The only long term solution to this issue is debt write downs based on a long run yield method to establish the extent of the pricing error when the mortgage was signed.
The method is simple, its accurate, it stands up to any scrutiny as its based on the long run fundamentals in risk asset pricing and particularly property which our beloved banks forgot to employ in the period 1997 to date as the assumption that the structural shift in interest rates on Euro introduction in 1999 to a lower base was a permanent phenomenon – it wasn’t and we’re going to learn that the hard way.
Risk asset valuation mechanics did not adjust because of the introduction of the euro as to why our banks thought it did is still a mystery to me.
Please can somebody tell the Matt Pat & Co. on Dame Street that the biggest problem to the country’s economic recovery is Residential Mortgages. Stop pretending that the problem is going to go away. It’s not. Bubble markets do not recover. Strategies built on hope and prayers on asset price recoveries will fail.
Stop recapitalizing dead banks and use the earmarked cash to cover residential mortgage write downs and let the recovery begin. The answer to the economic woes is literally staring us in the face but economic orthodoxy and the issue of fairness to all is precluding the powers that be in putting a fix in place and moving on. We need a fix not a debate.

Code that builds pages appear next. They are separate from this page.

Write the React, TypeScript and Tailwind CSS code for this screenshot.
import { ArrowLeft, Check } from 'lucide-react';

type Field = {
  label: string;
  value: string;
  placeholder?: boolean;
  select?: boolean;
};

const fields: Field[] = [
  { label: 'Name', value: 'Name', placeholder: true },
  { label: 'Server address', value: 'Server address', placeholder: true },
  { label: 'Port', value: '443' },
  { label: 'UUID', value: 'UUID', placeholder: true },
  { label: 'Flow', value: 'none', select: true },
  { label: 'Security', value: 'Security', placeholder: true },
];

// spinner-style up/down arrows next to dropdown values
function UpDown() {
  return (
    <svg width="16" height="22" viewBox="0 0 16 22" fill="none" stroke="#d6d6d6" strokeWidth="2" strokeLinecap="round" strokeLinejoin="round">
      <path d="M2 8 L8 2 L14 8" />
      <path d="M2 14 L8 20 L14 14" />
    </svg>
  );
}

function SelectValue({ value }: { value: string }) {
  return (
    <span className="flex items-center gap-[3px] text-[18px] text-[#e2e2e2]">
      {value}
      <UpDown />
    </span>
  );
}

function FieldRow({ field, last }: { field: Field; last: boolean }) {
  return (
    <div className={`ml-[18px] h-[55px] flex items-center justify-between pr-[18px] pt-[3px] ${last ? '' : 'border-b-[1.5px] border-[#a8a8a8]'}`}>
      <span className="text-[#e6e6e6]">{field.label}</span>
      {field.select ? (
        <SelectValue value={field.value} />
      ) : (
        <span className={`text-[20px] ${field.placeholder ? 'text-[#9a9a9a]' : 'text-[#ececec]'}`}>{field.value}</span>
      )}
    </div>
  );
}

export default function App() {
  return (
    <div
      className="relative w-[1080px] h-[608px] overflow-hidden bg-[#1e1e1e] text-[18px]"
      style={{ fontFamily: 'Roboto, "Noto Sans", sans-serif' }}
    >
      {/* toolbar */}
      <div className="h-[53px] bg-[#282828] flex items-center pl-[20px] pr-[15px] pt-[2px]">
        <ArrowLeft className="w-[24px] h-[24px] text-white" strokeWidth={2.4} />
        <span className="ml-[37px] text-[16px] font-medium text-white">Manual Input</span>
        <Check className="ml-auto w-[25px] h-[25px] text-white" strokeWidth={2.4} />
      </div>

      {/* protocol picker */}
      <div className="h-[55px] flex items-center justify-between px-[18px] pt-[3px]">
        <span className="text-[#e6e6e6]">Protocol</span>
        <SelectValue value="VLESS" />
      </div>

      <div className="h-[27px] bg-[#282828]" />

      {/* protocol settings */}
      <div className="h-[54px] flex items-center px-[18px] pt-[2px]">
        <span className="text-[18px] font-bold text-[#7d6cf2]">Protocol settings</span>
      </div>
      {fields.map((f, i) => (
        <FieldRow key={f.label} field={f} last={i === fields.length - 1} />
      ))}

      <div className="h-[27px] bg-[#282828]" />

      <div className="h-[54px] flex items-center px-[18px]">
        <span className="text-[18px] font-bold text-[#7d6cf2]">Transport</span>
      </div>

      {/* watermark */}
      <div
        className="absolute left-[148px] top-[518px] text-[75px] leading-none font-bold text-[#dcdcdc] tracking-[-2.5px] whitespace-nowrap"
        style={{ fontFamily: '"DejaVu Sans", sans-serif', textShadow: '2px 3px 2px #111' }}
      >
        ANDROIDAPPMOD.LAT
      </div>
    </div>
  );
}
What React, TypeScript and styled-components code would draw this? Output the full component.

Mortgage arrears are like an iceberg on the horizon – the closer you get the bigger the berg – and with most of it hidden beneath the surface what we’re seeing in official stats hints at how big it will become.
The total arrears book of €8.625bn as % of total loans is now 7.39%.
Another €5.89bn or 5.0% has been restructured – so 12.39% of loans are in some degree of outright or hidden distress.
The total numbers of distressed loans amount to 79,713 – 35,500 hidden distress and 44,200 in official arrears.
Stats exclude the ubiquitous “buy to let” category.
@ Yields or Bust:
They DO know, but are sh*****g (metaphorically speaking) themselves. BH has an interesting analogy: Icebergs. Large heavy objects can float if their displacement is sufficient – their weight may be zero, but their mass is not. Not a good career move to attempt to arrest their progress – inertia and all!
Interesting times.
BpW
@Eomann Moran – “Surely when a restructured Mortgage then goes into arrears it should be moved back to the arrears pile?”
That’s what I keep thinking I’m reading too.
If I were the incoming Finance Minister, I would be very afraid of what’s going on here. Very afraid.
Where’s that nice property analyst economist Ronan Lyons chappie who sometimes contributes here? What’s he got to say? He can usually make more sense of these figures than most.
ANd can one of his colleagues perhaps ask Morgan Kelly to put his tuppenceworth in too on this subject?
@Joseph
As indicated above Note 11 to the numbers states ‘…. Accounts that have been restructured but are currently in arrears greater than 90 days will have already been included in the arrears section of this return.’
Maybe I’m reading this wrong but this suggests to me that out of 59,229 restructured mortgages 24,024 are now back in arrears leaving 35,205 ‘Performing and not in arrears’ – I can only assume ‘performing’ for the 35,205 means perfoming in line with the restructuring arrangement not actually fully performing.
As indicated 24,024 of the original 59,229 ‘restructures’ i.e. c40% have fallen at the restructuring hurdle.
Maybe I’m reading this wrong.
Karl Deeters Blog is very informative.
John McHale, JTO and others who think we can get out of this without restructure/default.
Was this level of Mortgage arrears already factored into your equations? “6.2 billion in mortgages over 6 months in arrears”.
If not, does it push you any closer to the tipping point?
Is hope a policy?
@ all
Since Brian Lenihan was making decisions based on the best available advise isn’t it time that that advise got the sack and some alternative, best advice available, was availed upon.
Are any of the Academics waiting for the call up to join Peter Mathews in some sort of Economic policy think tank?